'Childhood'  2

Music played a large part in young Peters life. Infatuated with the music of Benny Goodman, he longed to play the clarinet just like his idol, and when the chance came in High School to be part of the school band he eagerly waited in line, hoping to be given the longed for clarinet. Sadly, because he was a bit taller than his fellow class mates, he ended up with a tube. He dragged the miserable instrument home crying for much of the way.

In an article that his mother did for The Minneapolis Star August 29th 1958, she outlined the events that happened afterward…




Looking back at her youngest son, born in Minneapolis in 1926, three years after Jim’s birth, Mrs. Salisbury recalled:
“Jim and Peter are brothers, but they are complete opposites. Jim was restless and adventuresome… always in search of some experience beyond the immediate.
“Peter was happy and adjusted from infancy. He was a healthy, superior baby who even as a youngster displayed amazing powers of concentration. He always knew what he wanted to do and went quietly about doing it.
“And unlike his big brother, Pete was a fine student throughout his school days. He also was a fine athlete in swimming, diving, skating, skiing and track”.
And there was music. “peter loved it. He wanted to play it. Jim was pushed into piano lessons, but it wasn’t a favourite activity. I’ll always remember one of Jim’s first recital pieces was a thing called ‘Giants’”.
Arness’ height – he stands 6 feet 6 inches today – was always a source of worry to him in his growing years. He grew fast. His brother, Peter, didn’t. Today he’s a rangy 6 feet 3.
At Ramsey junior high, Peter signed up for the band.
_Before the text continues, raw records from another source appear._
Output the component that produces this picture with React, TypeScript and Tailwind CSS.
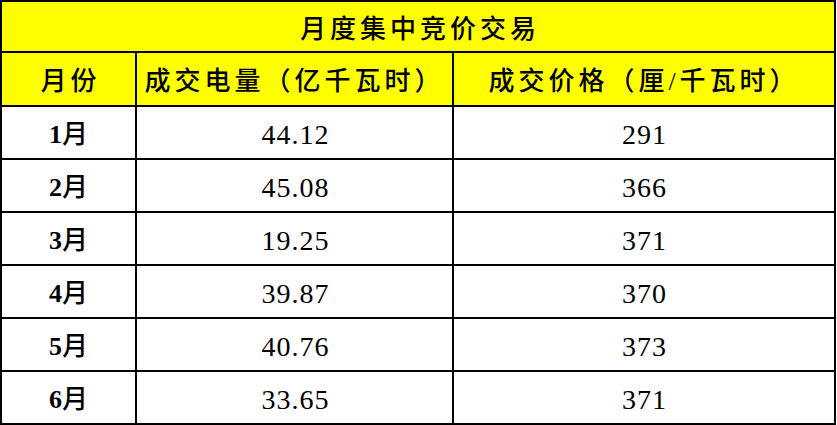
import React from "react";

const rows = [
  { month: "1", volume: "44.12", price: "291" },
  { month: "2", volume: "45.08", price: "366" },
  { month: "3", volume: "19.25", price: "371" },
  { month: "4", volume: "39.87", price: "370" },
  { month: "5", volume: "40.76", price: "373" },
  { month: "6", volume: "33.65", price: "371" },
];

const cjk = "font-['Liberation_Serif','Noto_Sans_CJK_SC',serif]";

const App = () => {
  return (
    <div className="w-[837px] h-[425px] bg-white">
      <div className="grid w-[836px] grid-cols-[133px_315px_380px] grid-rows-[49px_52px_repeat(6,51px)] gap-[2px] bg-black p-[2px] text-black">
        <div className={`col-span-3 flex items-center justify-center bg-[#ffff00] pt-[5px] pl-[4px] text-[26px] font-medium tracking-[4px] ${cjk}`}>
          月度集中竞价交易
        </div>
        <div className={`flex items-center justify-center bg-[#ffff00] pt-[5px] pl-[4px] text-[26px] font-medium tracking-[4px] ${cjk}`}>
          月份
        </div>
        <div className={`flex items-center justify-center bg-[#ffff00] pt-[5px] text-[26px] font-medium tracking-[4px] ${cjk}`}>
          成交电量（亿千瓦时）
        </div>
        <div className={`flex items-center justify-center bg-[#ffff00] pt-[5px] text-[26px] font-medium tracking-[4px] ${cjk}`}>
          成交价格（厘/千瓦时）
        </div>
        {rows.map((r) => (
          <React.Fragment key={r.month}>
            <div className={`flex items-center justify-center bg-white pt-[4px] text-[26px] font-medium ${cjk}`}>
              <span className="font-bold">{r.month}</span>月
            </div>
            <div className={`flex items-center justify-center bg-white pt-[4px] pl-[2px] text-[28px] tracking-[1px] ${cjk}`}>
              {r.volume}
            </div>
            <div className={`flex items-center justify-center bg-white pt-[4px] pl-[1px] text-[28px] tracking-[1px] ${cjk}`}>
              {r.price}
            </div>
          </React.Fragment>
        ))}
      </div>
    </div>
  );
};

export default App;
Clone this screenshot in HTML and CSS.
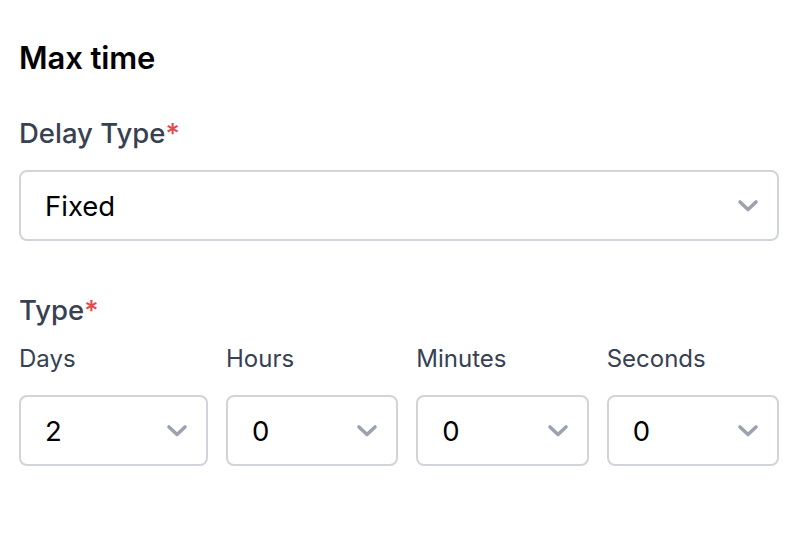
FILE: index.html
```html
<!DOCTYPE html>
<html>
<head>
<meta charset="utf-8">
<link rel="stylesheet" href="styles.css">
</head>
<body>
<div class="panel">
  <h1 class="title">Max time</h1>
  <div class="field">
    <div class="label">Delay Type<span class="req">*</span></div>
    <div class="select wide">
      <span class="value">Fixed</span>
      <svg class="chev" viewBox="0 0 24 14" width="24" height="14"><polyline points="4,3 12,10.5 20,3" fill="none" stroke="#9ca3af" stroke-width="3.6" stroke-linecap="round" stroke-linejoin="round"/></svg>
    </div>
  </div>
  <div class="field type">
    <div class="label">Type<span class="req">*</span></div>
    <div class="grid">
      <div class="col">
        <div class="sublabel">Days</div>
        <div class="select"><span class="value">2</span><svg class="chev" viewBox="0 0 24 14" width="24" height="14"><polyline points="4,3 12,10.5 20,3" fill="none" stroke="#9ca3af" stroke-width="3.6" stroke-linecap="round" stroke-linejoin="round"/></svg></div>
      </div>
      <div class="col">
        <div class="sublabel">Hours</div>
        <div class="select"><span class="value">0</span><svg class="chev" viewBox="0 0 24 14" width="24" height="14"><polyline points="4,3 12,10.5 20,3" fill="none" stroke="#9ca3af" stroke-width="3.6" stroke-linecap="round" stroke-linejoin="round"/></svg></div>
      </div>
      <div class="col">
        <div class="sublabel">Minutes</div>
        <div class="select"><span class="value">0</span><svg class="chev" viewBox="0 0 24 14" width="24" height="14"><polyline points="4,3 12,10.5 20,3" fill="none" stroke="#9ca3af" stroke-width="3.6" stroke-linecap="round" stroke-linejoin="round"/></svg></div>
      </div>
      <div class="col">
        <div class="sublabel">Seconds</div>
        <div class="select"><span class="value">0</span><svg class="chev" viewBox="0 0 24 14" width="24" height="14"><polyline points="4,3 12,10.5 20,3" fill="none" stroke="#9ca3af" stroke-width="3.6" stroke-linecap="round" stroke-linejoin="round"/></svg></div>
      </div>
    </div>
  </div>
</div>
</body>
</html>
```

FILE: styles.css
```css
html, body {
  margin: 0;
  padding: 0;
  background: #ffffff;
}
body {
  font-family: Inter, "Noto Sans", sans-serif;
  color: #000;
}
.panel {
  width: 760px;
  padding: 38px 0 0 19px;
}
.title {
  margin: 0;
  font-size: 31px;
  font-weight: 600;
  line-height: 40px;
  color: #000;
  letter-spacing: -0.1px;
}
.field {
  margin-top: 39px;
}
.field.type {
  margin-top: 53px;
}
.label {
  font-size: 27.5px;
  line-height: 32px;
  font-weight: 500;
  color: #374151;
}
.req {
  color: #e5484d;
}
.select {
  box-sizing: border-box;
  height: 71px;
  border: 2px solid #d1d5db;
  border-radius: 8px;
  display: flex;
  align-items: center;
  justify-content: space-between;
  padding: 0 17px 0 24px;
  background: #fff;
}
.wide {
  margin-top: 21px;
}
.value {
  font-size: 27.5px;
  color: #000;
}
.chev {
  display: block;
}
.grid {
  margin-top: 18px;
  display: grid;
  grid-template-columns: 189px 1fr 1fr 1fr;
  column-gap: 18px;
}
.sublabel {
  font-size: 24px;
  line-height: 30px;
  color: #374151;
  margin-bottom: 21px;
}
```
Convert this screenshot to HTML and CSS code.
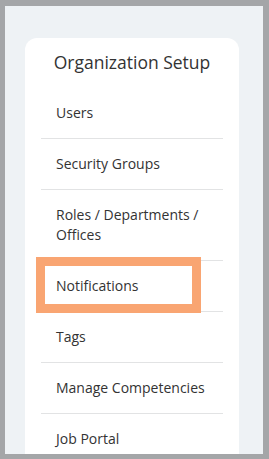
FILE: index.html
```html
<!DOCTYPE html>
<html>
<head>
<meta charset="utf-8">
<link rel="stylesheet" href="styles.css">
</head>
<body>
<div class="frame">
  <div class="panel">
    <div class="card">
      <h2 class="card-title">Organization Setup</h2>
      <ul class="menu">
        <li class="menu-item">Users</li>
        <li class="menu-item">Security Groups</li>
        <li class="menu-item">Roles / Departments / Offices</li>
        <li class="menu-item highlighted">Notifications<span class="mark"></span></li>
        <li class="menu-item">Tags</li>
        <li class="menu-item">Manage Competencies</li>
        <li class="menu-item">Job Portal</li>
      </ul>
    </div>
  </div>
</div>
</body>
</html>
```

FILE: styles.css
```css
html, body {
  margin: 0;
  padding: 0;
  background: #a4a6a8;
}
.frame {
  width: 269px;
  height: 459px;
  padding: 6px 6px 5px 5px;
  box-sizing: border-box;
}
.panel {
  height: 100%;
  background: #eef2f5;
  overflow: hidden;
  padding: 32px 0 0 20px;
  box-sizing: border-box;
}
.card {
  width: 214px;
  min-height: 500px;
  background: #ffffff;
  border-radius: 12px 12px 0 0;
  padding-top: 12px;
  box-sizing: border-box;
  font-family: "Open Sans", "Liberation Sans", sans-serif;
  color: #333333;
}
.card-title {
  margin: 0;
  font-size: 17.5px;
  line-height: 24px;
  font-weight: 400;
  text-align: center;
}
.menu {
  list-style: none;
  margin: 14px 16px 0 16px;
  padding: 0;
}
.menu-item {
  position: relative;
  font-size: 14px;
  line-height: 20px;
  padding: 15px 0 15px 15px;
  border-bottom: 1px solid #e2e3e4;
}
.mark {
  position: absolute;
  left: -5px;
  top: -4px;
  width: 165px;
  height: 56px;
  box-sizing: border-box;
  border: 9px solid #f9a572;
}
```
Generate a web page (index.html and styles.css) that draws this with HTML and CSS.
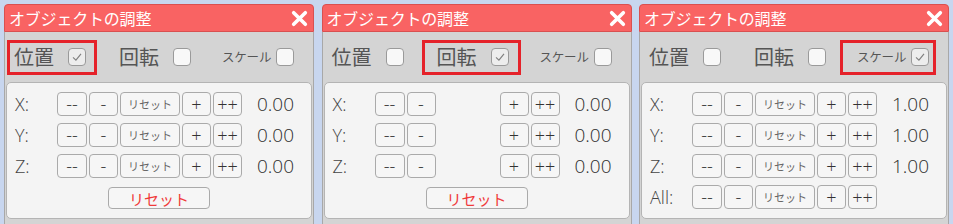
FILE: index.html
```html
<!DOCTYPE html>
<html lang="ja">
<head>
<meta charset="utf-8">
<link rel="stylesheet" href="styles.css">
</head>
<body>
<div class="panels">
  <!-- Panel 1: position -->
  <div class="panel">
    <div class="titlebar"><span class="title">オブジェクトの調整</span>
      <svg class="close" viewBox="0 0 16 16"><path d="M2.5 2.5 L13.5 13.5 M13.5 2.5 L2.5 13.5"/></svg></div>
    <div class="body">
      <div class="modes">
        <div class="mode m1 on"><span class="big">位置</span><span class="cb checked"><svg viewBox="0 0 18 18"><path d="M4.5 9.5 L7.8 12.5 L13.5 5.5"/></svg></span></div>
        <div class="mode m2"><span class="big">回転</span><span class="cb"></span></div>
        <div class="mode m3"><span class="small">スケール</span><span class="cb"></span></div>
      </div>
      <div class="card">
        <div class="row"><span class="axis">X:</span><span class="btn w30">--</span><span class="btn w29">-</span><span class="btn w60 rs">リセット</span><span class="btn w29">+</span><span class="btn w29">++</span><span class="val">0.00</span></div>
        <div class="row"><span class="axis">Y:</span><span class="btn w30">--</span><span class="btn w29">-</span><span class="btn w60 rs">リセット</span><span class="btn w29">+</span><span class="btn w29">++</span><span class="val">0.00</span></div>
        <div class="row"><span class="axis">Z:</span><span class="btn w30">--</span><span class="btn w29">-</span><span class="btn w60 rs">リセット</span><span class="btn w29">+</span><span class="btn w29">++</span><span class="val">0.00</span></div>
        <div class="resetrow"><span class="reset">リセット</span></div>
      </div>
    </div>
  </div>
  <!-- Panel 2: rotation -->
  <div class="panel">
    <div class="titlebar"><span class="title">オブジェクトの調整</span>
      <svg class="close" viewBox="0 0 16 16"><path d="M2.5 2.5 L13.5 13.5 M13.5 2.5 L2.5 13.5"/></svg></div>
    <div class="body">
      <div class="modes">
        <div class="mode m1"><span class="big">位置</span><span class="cb"></span></div>
        <div class="mode m2 on"><span class="big">回転</span><span class="cb checked"><svg viewBox="0 0 18 18"><path d="M4.5 9.5 L7.8 12.5 L13.5 5.5"/></svg></span></div>
        <div class="mode m3"><span class="small">スケール</span><span class="cb"></span></div>
      </div>
      <div class="card">
        <div class="row"><span class="axis">X:</span><span class="btn w30">--</span><span class="btn w29">-</span><span class="btn w60 rs hidden">リセット</span><span class="btn w29">+</span><span class="btn w29">++</span><span class="val">0.00</span></div>
        <div class="row"><span class="axis">Y:</span><span class="btn w30">--</span><span class="btn w29">-</span><span class="btn w60 rs hidden">リセット</span><span class="btn w29">+</span><span class="btn w29">++</span><span class="val">0.00</span></div>
        <div class="row"><span class="axis">Z:</span><span class="btn w30">--</span><span class="btn w29">-</span><span class="btn w60 rs hidden">リセット</span><span class="btn w29">+</span><span class="btn w29">++</span><span class="val">0.00</span></div>
        <div class="resetrow"><span class="reset">リセット</span></div>
      </div>
    </div>
  </div>
  <!-- Panel 3: scale -->
  <div class="panel">
    <div class="titlebar"><span class="title">オブジェクトの調整</span>
      <svg class="close" viewBox="0 0 16 16"><path d="M2.5 2.5 L13.5 13.5 M13.5 2.5 L2.5 13.5"/></svg></div>
    <div class="body">
      <div class="modes">
        <div class="mode m1"><span class="big">位置</span><span class="cb"></span></div>
        <div class="mode m2"><span class="big">回転</span><span class="cb"></span></div>
        <div class="mode m3 on"><span class="small">スケール</span><span class="cb checked"><svg viewBox="0 0 18 18"><path d="M4.5 9.5 L7.8 12.5 L13.5 5.5"/></svg></span></div>
      </div>
      <div class="card">
        <div class="row"><span class="axis">X:</span><span class="btn w30">--</span><span class="btn w29">-</span><span class="btn w60 rs">リセット</span><span class="btn w29">+</span><span class="btn w29">++</span><span class="val">1.00</span></div>
        <div class="row"><span class="axis">Y:</span><span class="btn w30">--</span><span class="btn w29">-</span><span class="btn w60 rs">リセット</span><span class="btn w29">+</span><span class="btn w29">++</span><span class="val">1.00</span></div>
        <div class="row"><span class="axis">Z:</span><span class="btn w30">--</span><span class="btn w29">-</span><span class="btn w60 rs">リセット</span><span class="btn w29">+</span><span class="btn w29">++</span><span class="val">1.00</span></div>
        <div class="row"><span class="axis">All:</span><span class="btn w30">--</span><span class="btn w29">-</span><span class="btn w60 rs">リセット</span><span class="btn w29">+</span><span class="btn w29">++</span></div>
      </div>
    </div>
  </div>
</div>
</body>
</html>
```

FILE: styles.css
```css
html, body {
  margin: 0;
  padding: 0;
  height: 224px;
  overflow: hidden;
}
body {
  background: #c8d6ef;
  font-family: "Noto Sans CJK JP", "Noto Sans", sans-serif;
  color: #444;
}
.panels {
  display: flex;
  justify-content: space-between;
  width: 945px;
  padding: 4px 0 0 4px;
}
.panel {
  width: 310px;
  height: 240px;
  display: flex;
  flex-direction: column;
}
.titlebar {
  height: 28px;
  box-sizing: border-box;
  background: #f96363;
  border: 1px solid #d95050;
  border-radius: 4px 4px 0 0;
  display: flex;
  align-items: center;
  justify-content: space-between;
  padding: 0 5px 0 4px;
}
.title {
  color: #fff;
  font-size: 16px;
  font-weight: 400;
  line-height: 1;
  letter-spacing: -0.2px;
}
.close {
  width: 17px;
  height: 17px;
}
.close path {
  stroke: #fff;
  stroke-width: 3.4;
  stroke-linecap: round;
  fill: none;
}
.body {
  flex: 1;
  background: #d4d4d4;
  border-left: 1px solid #a8a8a8;
  border-right: 1px solid #a8a8a8;
  display: flex;
  flex-direction: column;
}
.modes {
  height: 50px;
  display: flex;
  align-items: center;
  padding-left: 2px;
}
.mode {
  height: 35px;
  box-sizing: border-box;
  border: 3px solid transparent;
  display: flex;
  align-items: center;
}
.mode.on {
  border-color: #e5222a;
}
.m1 { width: 90px; padding-left: 4px; }
.m2 { width: 99px; padding-left: 12px; margin-left: 7px; }
.m3 { width: 96px; padding-left: 14px; margin-left: 2px; }
.big {
  font-size: 20px;
  line-height: 1;
  color: #555;
  width: 54px;
}
.small {
  font-size: 12.5px;
  line-height: 1;
  color: #555;
  width: 54px;
  letter-spacing: -0.2px;
}
.cb {
  width: 18px;
  height: 18px;
  box-sizing: border-box;
  border: 1px solid #9a9a9a;
  border-radius: 4px;
  background: #f8f8f8;
  display: flex;
}
.cb.checked {
  background: #ededed;
}
.cb svg {
  width: 16px;
  height: 16px;
}
.cb path {
  fill: none;
  stroke: #808080;
  stroke-width: 1.3;
}
.card {
  margin: 0 1px;
  height: 137px;
  box-sizing: border-box;
  background: #f4f4f4;
  border: 1px solid #b4b4b4;
  border-radius: 5px;
  padding: 9px 0 0 8px;
  display: flex;
  flex-direction: column;
  gap: 7px;
}
.row {
  height: 24px;
  display: flex;
  align-items: center;
}
.axis {
  width: 42px;
  font-family: "Open Sans", "Noto Sans", sans-serif;
  font-weight: 300;
  font-size: 18px;
  color: #444;
  line-height: 1;
}
.btn {
  height: 24px;
  box-sizing: border-box;
  border: 1px solid #aaaaaa;
  border-radius: 4px;
  background: #f6f6f6;
  margin-right: 2px;
  display: flex;
  align-items: center;
  justify-content: center;
  font-family: "Open Sans", "Noto Sans", sans-serif;
  font-weight: 300;
  font-size: 18px;
  color: #333;
  line-height: 1;
}
.w30 { width: 30px; }
.w29 { width: 29px; }
.w60 { width: 60px; }
.rs {
  font-family: "Noto Sans CJK JP", sans-serif;
  font-weight: 400;
  font-size: 11px;
  color: #666;
}
.hidden {
  visibility: hidden;
}
.val {
  margin-left: 13px;
  font-family: "Open Sans", "Noto Sans", sans-serif;
  font-weight: 300;
  font-size: 19px;
  color: #2e2e2e;
  line-height: 1;
}
.resetrow {
  display: flex;
  justify-content: center;
  margin-top: 2px;
  padding-right: 8px;
}
.reset {
  width: 102px;
  height: 22px;
  box-sizing: border-box;
  border: 1px solid #aaaaaa;
  border-radius: 4px;
  background: #f6f6f6;
  display: flex;
  align-items: center;
  justify-content: center;
  color: #f03a3a;
  font-size: 15px;
  line-height: 1;
}
```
He wanted to play clarinet like his idol Benny Goodman.
“But he was a big boy, so the director gave him the tuba”, Mrs. Salisbury recalled. “That first day when he came home from practice he was the most dejected, miserable boy in town.
“The next day, his father went to school and explained Peter’s deep desire for the clarinet. The director weakened and from that time on, Pete and the clarinet were one”.
Graves proved so eager that, at one time, his teacher wanted him to study with the first clarinetist of the Minneapolis symphony orchestra. This was not to be, but Graves did organize a band.




In Peter's own words. I can only show you an excerpt from a longer video here, as it is too large for this forum. Please feel free to join us at this Facebook group if you would wish to see it in video form along with many other films and interviews.  

  https://www.facebook.com/groups/1950079801858459

Well, I think before that it certainly started with girls, and then having begun to understand that I would never understand them completely. Then we started thinking about, well I don’t know I thought about the arts really. I loved music, I loved the kinda music, swing band stuff that was so popular when I was a kid and I became very interested in the clarinet.  I started to play and in tune, and I guess in what you would call junior high school. But the band master worked this way, assigning the kids instruments to play that fit their physique, and so I went home lugging this tuba over my shoulder along beautiful Minnehaha creek and by the time I got home, my father was there and said ‘why the long face son?’ And I said I wanna play the clarinet and they give me this thing. So bless his heart, he came with me to school the next morning and talked to the band master, and said, ‘he really wants to try to play the clarinet, would you give him a chance?’ So we did that, and I loved it.

So I took lessons and practiced furiously, eventually I learned to play the saxophone and kinda put myself through school that way, and through college as well. You could earn some decent money now and then. That became important to me and I thought perhaps that was what I would want to do for the rest of my life. I didn’t know when or where, but by that time I had spent enough time playing in gin joints until 3 in the morning, and I felt somehow that the wafting of the gentle Minnehaha creek didn’t mix with that, so I decided that I didn’t want to do it for the rest of my life.